Abel Ferrara: My King of New York
Elliott celebrates April Ferrara with a dive into the filmmaker's singular career
Content warning: mentions of sexual assault in movies
Last year, Film Twitter personality Michael Mann Facts tweeted, "Abel Ferrara is like the Wario to Martin Scorsese’s Mario,” a silly joke that contains some nuggets of truth.
Taxi Driver was released in 1976, the same year as fellow New Yorker/Italian-American Abel Ferrara’s debut that’s titled, *ahem* Nine Lives of a Wet Pussy. If that sounds like the title of a porno, well, it’s because it is a porno. While Scorsese was making his iconic character study about Travis Bickle, Ferrara was making the movie that Travis would take Betsy (Cybill Shepherd) to in one of the cinema’s most infamous fumbled dates. When Travis humiliates himself further with a phone call to win Betsy back, Scorsese famously pans the camera to the hallway as the call unfolds, suggesting that Travis is too pathetic to keep in the frame, that the moment is too uncomfortable to witness. Marty uses the camera to do what our eyes would do if we were witnessing it in person, look the hell away.

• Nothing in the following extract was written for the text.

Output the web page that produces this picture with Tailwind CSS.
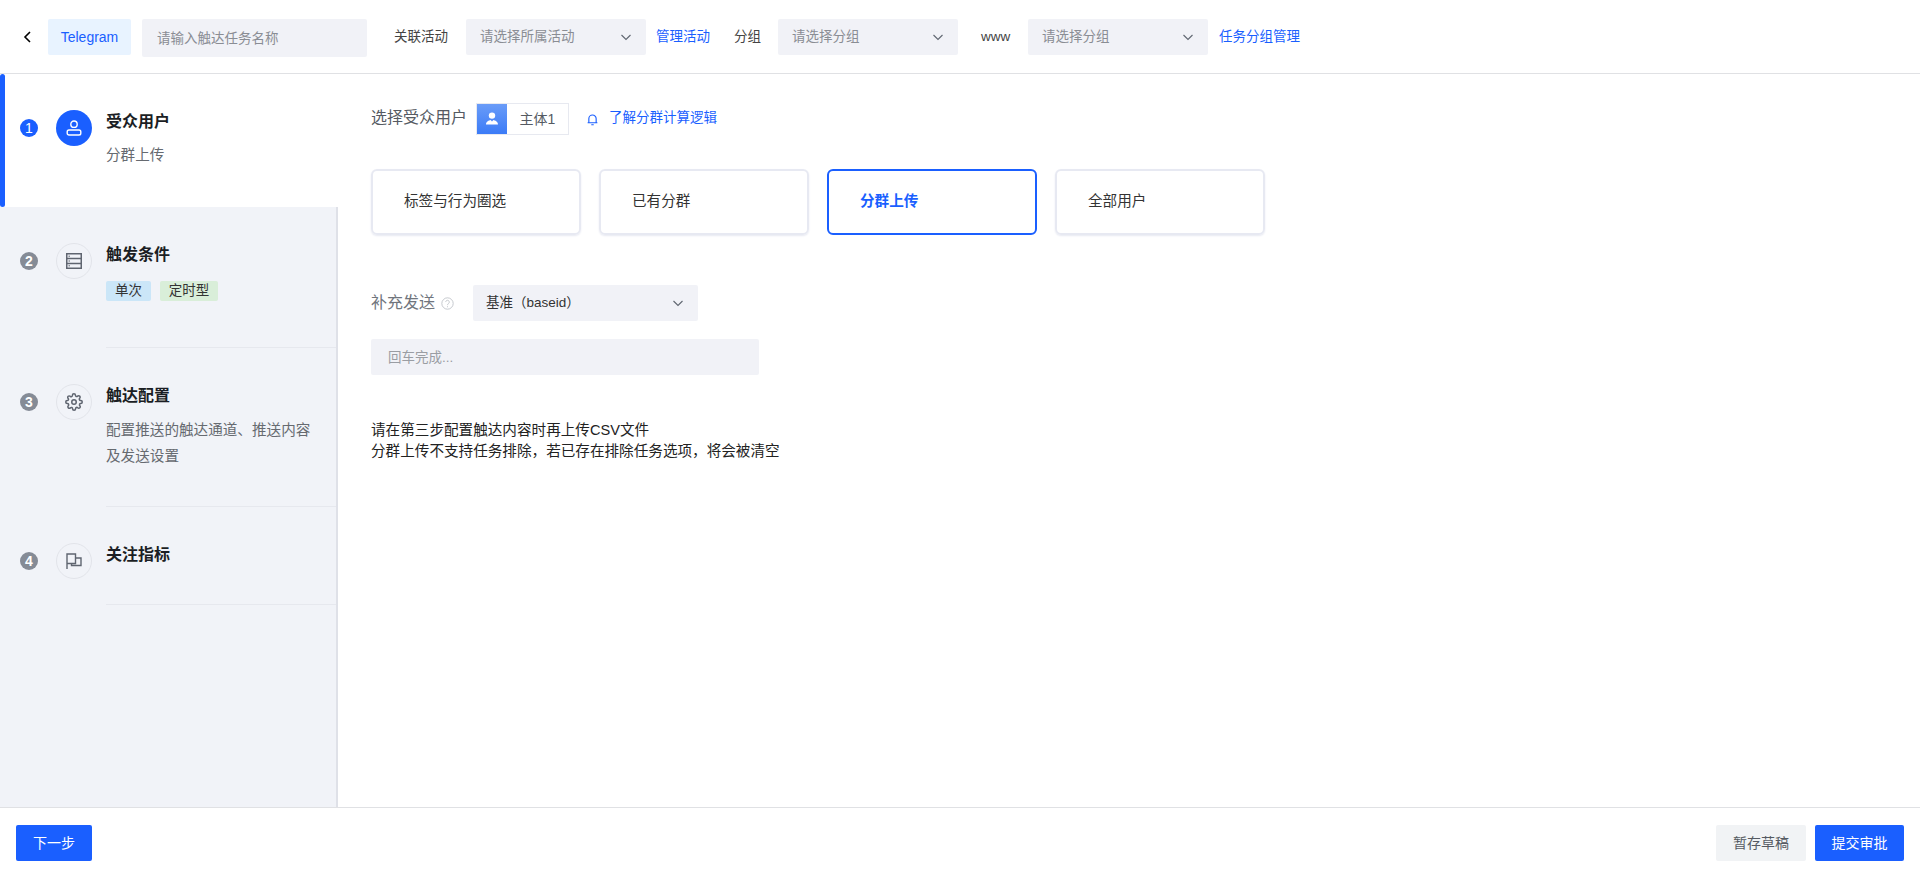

In an Abel Ferrara film, the camera would move in closer to Travis. He made a career of making movies about characters at their lowest and most pathetic. We can basically feel the sweat and grub from his (typically male) spiraling protagonists. Let’s go through his wildly impressive career of post-Nine Lives of a Wet Pussy fictional works (haven’t seen any of his docs yet). Yes, I have seen Nine Lives and can use the excuse of research now that this piece exists. Not a ton to say about that one.

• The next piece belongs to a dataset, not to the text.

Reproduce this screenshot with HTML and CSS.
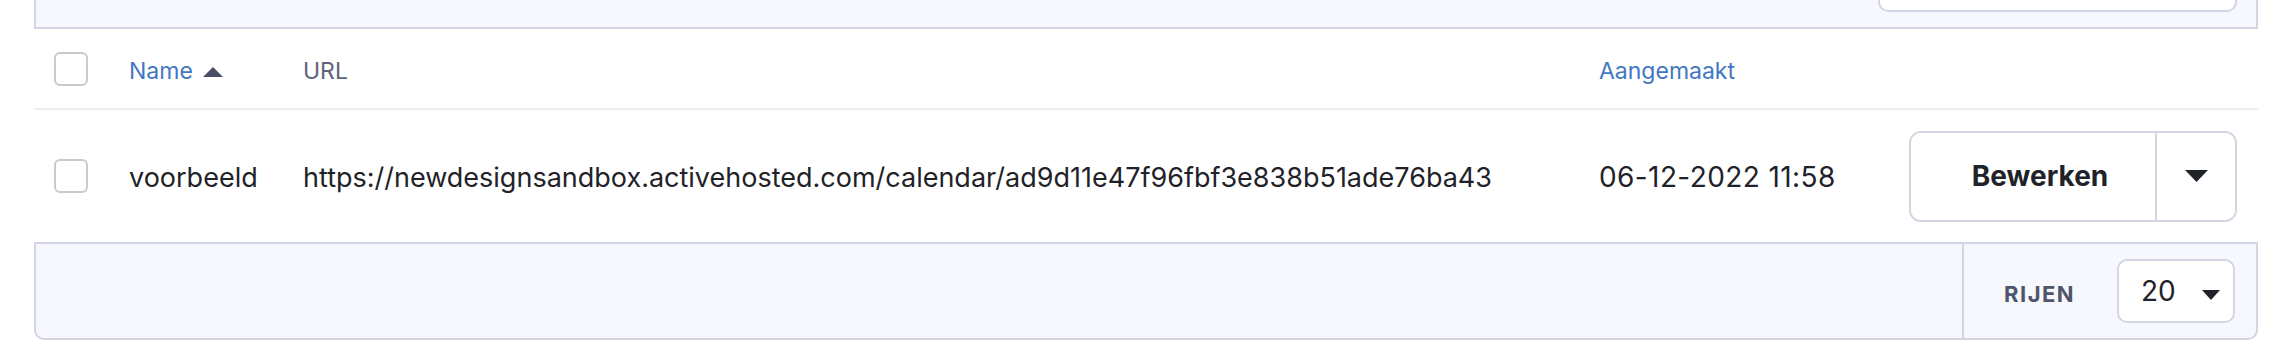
FILE: index.html
```html
<!DOCTYPE html>
<html lang="nl">
<head>
<meta charset="utf-8">
<title>Kalenders</title>
<link rel="stylesheet" href="styles.css">
</head>
<body>
<div class="page">
  <div class="toolbar">
    <div class="search"></div>
  </div>
  <div class="table">
    <div class="row head">
      <div class="cell"><span class="check"></span></div>
      <div class="cell sortable">Name <svg class="sort" width="20" height="10" viewBox="0 0 20 10"><path d="M0 10 L10 0 L20 10 Z"/></svg></div>
      <div class="cell plain">URL</div>
      <div class="cell sortable">Aangemaakt</div>
      <div class="cell"></div>
    </div>
    <div class="row body">
      <div class="cell"><span class="check"></span></div>
      <div class="cell">voorbeeld</div>
      <div class="cell">https://newdesignsandbox.activehosted.com/calendar/ad9d11e47f96fbf3e838b51ade76ba43</div>
      <div class="cell date">06-12-2022 11:58</div>
      <div class="cell">
        <div class="split">
          <button class="split-main">Bewerken</button>
          <button class="split-toggle"><svg width="23" height="12" viewBox="0 0 23 12"><path d="M0 0 H23 L11.5 12 Z"/></svg></button>
        </div>
      </div>
    </div>
  </div>
  <div class="footer">
    <div class="footer-fill"></div>
    <div class="footer-rows">
      <span class="rows-label">RIJEN</span>
      <div class="select"><span>20</span><svg width="18" height="10" viewBox="0 0 18 10"><path d="M0 0 H18 L9 10 Z"/></svg></div>
    </div>
  </div>
</div>
</body>
</html>
```

FILE: styles.css
```css
html, body {
  margin: 0;
  padding: 0;
  background: #ffffff;
}
body {
  font-family: Inter, "Noto Sans", "Liberation Sans", sans-serif;
  color: #1f2329;
  overflow: hidden;
}
.page {
  margin-left: 34px;
  width: 2224px;
}
.toolbar {
  margin-top: -29px;
  height: 58px;
  box-sizing: border-box;
  background: #f7f8fd;
  border: 2px solid #d3d5e3;
  border-top: none;
  display: flex;
  justify-content: flex-end;
  align-items: flex-end;
  padding: 0 19px 15px 0;
}
.search {
  width: 359px;
  height: 40px;
  box-sizing: border-box;
  background: #fff;
  border: 2px solid #d3d5e3;
  border-radius: 10px;
}
.row {
  display: grid;
  grid-template-columns: 75px 174px 1296px 310px 328px;
  padding: 0 21px 0 20px;
  align-items: center;
}
.row.head {
  height: 79px;
  border-bottom: 2px solid #eceef4;
  font-size: 23px;
}
.row.body {
  height: 132px;
  font-size: 27px;
}
.cell {
  display: flex;
  align-items: center;
  white-space: nowrap;
}
.head .cell { padding-top: 5px; }
.head .cell:first-child { padding-top: 0; }
.body .cell { padding-top: 2px; }
.body .cell:first-child, .body .cell:last-child { padding-top: 0; }
.date {
  font-size: 28px;
  letter-spacing: 0.4px;
}
.sortable { color: #3f77c2; }
.plain { color: #5d6479; }
.sort {
  fill: #4a5064;
  margin-left: 10px;
  margin-top: 1px;
}
.check {
  display: block;
  width: 34px;
  height: 34px;
  box-sizing: border-box;
  border: 2px solid #cacaca;
  border-radius: 6px;
  background: #fff;
}
.split {
  display: flex;
  width: 328px;
  height: 91px;
  box-sizing: border-box;
  border: 2px solid #d3d5e3;
  border-radius: 12px;
  overflow: hidden;
  background: #fff;
}
.split button {
  border: none;
  background: #fff;
  margin: 0;
  padding: 0;
  font: inherit;
  display: flex;
  align-items: center;
  justify-content: center;
}
.split-main {
  width: 246px;
  border-right: 2px solid #d3d5e3 !important;
  font-weight: 700 !important;
  font-size: 28px !important;
  color: #1f2329;
  padding-left: 14px !important;
}
.split-toggle {
  flex: 1;
}
.split-toggle svg { fill: #1f2329; }
.footer {
  display: flex;
  height: 98px;
  box-sizing: border-box;
  background: #f7f8fd;
  border: 2px solid #d3d5e3;
  border-radius: 0 0 10px 10px;
}
.footer-fill {
  flex: 1;
  border-right: 2px solid #d3d5e3;
}
.footer-rows {
  width: 292px;
  display: flex;
  align-items: center;
  padding-left: 40px;
  box-sizing: border-box;
}
.rows-label {
  font-size: 22px;
  font-weight: 700;
  letter-spacing: 1.5px;
  color: #4f566b;
  margin-top: 6px;
  width: 113px;
}
.select {
  width: 118px;
  height: 64px;
  box-sizing: border-box;
  background: #fff;
  border: 2px solid #d3d5e3;
  border-radius: 10px;
  display: flex;
  align-items: center;
  padding-left: 22px;
  font-size: 28px;
  color: #1f2329;
}
.select svg {
  fill: #1f2329;
  margin-left: 26px;
  margin-top: 8px;
}
```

Ferrara wasted no time making a name for himself once his movies had his actual name attached to them (using the pseudonym Jimmy Boy L. for Nine Lives). He kicked off with The Driller Killer (1979) and Ms .45 (1981), both exploitation movies that became instant cult sensations. The Driller Killer is about an artist who turns insane from piling stress about deadlines, finances, a No Wave band playing in a nearby apartment, and the artist begins to kill homeless people with a power drill in blind spells of rage. The movie stars Ferrara himself in some meta casting — at the time a struggling artist, likely afraid about the idea of having to sleep outside if he can’t afford to do what he loves, and portraying a character that unleashes that fear on who he fears he could become. It’s a deeply disturbing (and hilarious depending on your sense of humor) flick, and despite all the blood and guts, nothing is more upsetting than the extended scene of Abel eating an entire pizza, and how he eats that pizza.

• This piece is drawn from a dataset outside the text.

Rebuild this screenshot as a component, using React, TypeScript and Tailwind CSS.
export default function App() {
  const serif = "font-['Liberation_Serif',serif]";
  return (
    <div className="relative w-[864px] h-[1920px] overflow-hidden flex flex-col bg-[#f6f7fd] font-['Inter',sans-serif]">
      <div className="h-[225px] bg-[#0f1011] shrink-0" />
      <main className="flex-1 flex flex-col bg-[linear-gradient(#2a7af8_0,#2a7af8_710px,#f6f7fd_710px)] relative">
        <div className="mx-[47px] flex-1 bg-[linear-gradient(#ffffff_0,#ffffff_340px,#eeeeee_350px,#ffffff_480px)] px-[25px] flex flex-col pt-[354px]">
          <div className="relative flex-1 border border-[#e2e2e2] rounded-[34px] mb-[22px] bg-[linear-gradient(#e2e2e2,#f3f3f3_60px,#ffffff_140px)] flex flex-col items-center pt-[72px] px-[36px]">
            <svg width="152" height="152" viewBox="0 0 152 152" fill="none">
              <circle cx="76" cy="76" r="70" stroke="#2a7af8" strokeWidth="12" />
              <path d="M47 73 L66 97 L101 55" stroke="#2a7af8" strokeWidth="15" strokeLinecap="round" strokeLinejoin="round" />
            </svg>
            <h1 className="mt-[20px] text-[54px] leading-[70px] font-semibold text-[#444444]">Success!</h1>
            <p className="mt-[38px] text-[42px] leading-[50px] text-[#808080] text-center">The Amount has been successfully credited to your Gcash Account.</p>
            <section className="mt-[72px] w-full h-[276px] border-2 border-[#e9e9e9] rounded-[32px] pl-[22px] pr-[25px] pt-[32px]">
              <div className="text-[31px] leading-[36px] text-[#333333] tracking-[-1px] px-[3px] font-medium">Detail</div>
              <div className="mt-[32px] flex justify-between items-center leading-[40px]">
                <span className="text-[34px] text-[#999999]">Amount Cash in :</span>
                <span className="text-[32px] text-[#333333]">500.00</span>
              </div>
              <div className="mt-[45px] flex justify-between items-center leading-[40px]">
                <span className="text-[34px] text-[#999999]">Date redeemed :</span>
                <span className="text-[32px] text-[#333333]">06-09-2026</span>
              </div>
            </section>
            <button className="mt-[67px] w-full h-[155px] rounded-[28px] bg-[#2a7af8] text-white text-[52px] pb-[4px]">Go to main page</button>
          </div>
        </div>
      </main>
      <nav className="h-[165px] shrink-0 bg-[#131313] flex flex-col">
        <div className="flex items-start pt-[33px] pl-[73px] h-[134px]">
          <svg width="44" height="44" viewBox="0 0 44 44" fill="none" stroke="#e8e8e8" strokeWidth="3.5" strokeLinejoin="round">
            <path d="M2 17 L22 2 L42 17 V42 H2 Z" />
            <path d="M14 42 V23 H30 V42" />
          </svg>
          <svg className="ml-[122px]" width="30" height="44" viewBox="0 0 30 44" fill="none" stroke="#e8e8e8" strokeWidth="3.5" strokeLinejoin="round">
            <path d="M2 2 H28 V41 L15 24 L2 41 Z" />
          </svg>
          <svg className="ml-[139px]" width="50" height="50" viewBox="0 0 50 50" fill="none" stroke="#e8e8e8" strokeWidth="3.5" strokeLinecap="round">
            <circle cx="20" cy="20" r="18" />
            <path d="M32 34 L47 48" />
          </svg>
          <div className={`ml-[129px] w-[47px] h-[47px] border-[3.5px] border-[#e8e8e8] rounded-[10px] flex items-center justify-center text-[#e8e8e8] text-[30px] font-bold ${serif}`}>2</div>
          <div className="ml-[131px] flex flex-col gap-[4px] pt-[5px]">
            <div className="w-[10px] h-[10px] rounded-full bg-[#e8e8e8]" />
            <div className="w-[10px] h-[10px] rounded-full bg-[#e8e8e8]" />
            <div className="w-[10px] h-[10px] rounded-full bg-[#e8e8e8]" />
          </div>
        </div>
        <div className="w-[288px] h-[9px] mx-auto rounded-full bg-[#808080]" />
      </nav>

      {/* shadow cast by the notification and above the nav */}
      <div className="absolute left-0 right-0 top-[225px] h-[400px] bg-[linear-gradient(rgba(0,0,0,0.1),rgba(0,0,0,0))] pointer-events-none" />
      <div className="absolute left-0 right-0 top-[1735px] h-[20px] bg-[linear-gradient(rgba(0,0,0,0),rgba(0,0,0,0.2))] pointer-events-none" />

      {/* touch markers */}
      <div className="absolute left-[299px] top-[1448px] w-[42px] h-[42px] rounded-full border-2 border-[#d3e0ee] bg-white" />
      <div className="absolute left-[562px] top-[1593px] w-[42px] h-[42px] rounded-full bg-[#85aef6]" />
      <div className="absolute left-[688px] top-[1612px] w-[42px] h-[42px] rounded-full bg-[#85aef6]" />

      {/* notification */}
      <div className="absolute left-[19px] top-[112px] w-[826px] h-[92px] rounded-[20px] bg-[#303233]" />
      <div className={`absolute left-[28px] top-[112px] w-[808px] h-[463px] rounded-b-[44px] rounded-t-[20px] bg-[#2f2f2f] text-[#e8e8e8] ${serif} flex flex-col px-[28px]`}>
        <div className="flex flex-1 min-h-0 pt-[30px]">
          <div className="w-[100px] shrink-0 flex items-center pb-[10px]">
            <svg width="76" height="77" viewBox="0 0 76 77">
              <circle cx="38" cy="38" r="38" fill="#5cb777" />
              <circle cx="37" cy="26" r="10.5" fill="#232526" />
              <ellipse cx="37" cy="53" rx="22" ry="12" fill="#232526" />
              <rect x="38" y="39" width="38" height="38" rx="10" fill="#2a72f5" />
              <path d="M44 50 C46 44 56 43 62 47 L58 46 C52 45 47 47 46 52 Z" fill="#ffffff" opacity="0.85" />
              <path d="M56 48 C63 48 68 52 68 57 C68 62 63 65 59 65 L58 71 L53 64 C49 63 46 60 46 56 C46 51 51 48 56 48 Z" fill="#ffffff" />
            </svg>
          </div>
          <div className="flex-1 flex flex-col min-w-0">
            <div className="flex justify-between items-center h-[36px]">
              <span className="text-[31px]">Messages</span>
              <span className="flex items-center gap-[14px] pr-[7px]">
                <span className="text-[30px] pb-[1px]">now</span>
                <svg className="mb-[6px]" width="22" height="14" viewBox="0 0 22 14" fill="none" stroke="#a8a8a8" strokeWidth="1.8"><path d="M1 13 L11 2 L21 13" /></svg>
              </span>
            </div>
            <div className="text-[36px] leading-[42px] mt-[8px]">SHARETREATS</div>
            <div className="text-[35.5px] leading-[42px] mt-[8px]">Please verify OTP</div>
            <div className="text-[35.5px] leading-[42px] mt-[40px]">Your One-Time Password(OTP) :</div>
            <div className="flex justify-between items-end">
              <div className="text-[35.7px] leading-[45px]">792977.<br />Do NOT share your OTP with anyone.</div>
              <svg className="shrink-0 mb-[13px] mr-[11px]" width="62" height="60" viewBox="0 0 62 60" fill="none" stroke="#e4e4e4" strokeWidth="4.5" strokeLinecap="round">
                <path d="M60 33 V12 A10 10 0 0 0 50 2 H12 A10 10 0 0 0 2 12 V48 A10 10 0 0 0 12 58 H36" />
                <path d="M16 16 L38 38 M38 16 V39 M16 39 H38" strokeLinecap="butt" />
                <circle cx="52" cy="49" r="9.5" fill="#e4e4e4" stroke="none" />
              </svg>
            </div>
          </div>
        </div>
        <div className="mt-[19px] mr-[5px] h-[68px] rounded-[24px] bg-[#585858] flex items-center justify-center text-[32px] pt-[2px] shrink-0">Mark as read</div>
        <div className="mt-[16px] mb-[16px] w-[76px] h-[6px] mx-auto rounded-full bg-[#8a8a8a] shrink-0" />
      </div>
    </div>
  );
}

His sophomore effort, Ms .45, delivered on The Driller Killer’s promise right away. Coming out just a few years after Woody Allen’s Manhattan, a director and film that would romanticize the city, Abel paints a vastly different New York for us. Think of the opening of Lynch’s Blue Velvet, where the camera descends from the idyllic American neighborhood to the dirty, bug-infested underground. That underground is Abel’s New York; crawling with endless vermin (men) that prey on Thana (Zoë Lund), a mute seamstress who goes on a killing spree after being traumatized by multiple sexual assaults. It’s an extravagantly stylized pulp tale, filled with sicko humor and a cultural footprint that remains 40+ years later (I learned recently that a character from Euphoria sports Lund’s famous nun costume). Ferrara displays an uncanny understanding of editing and angles to alter the movie between upsetting and thrilling.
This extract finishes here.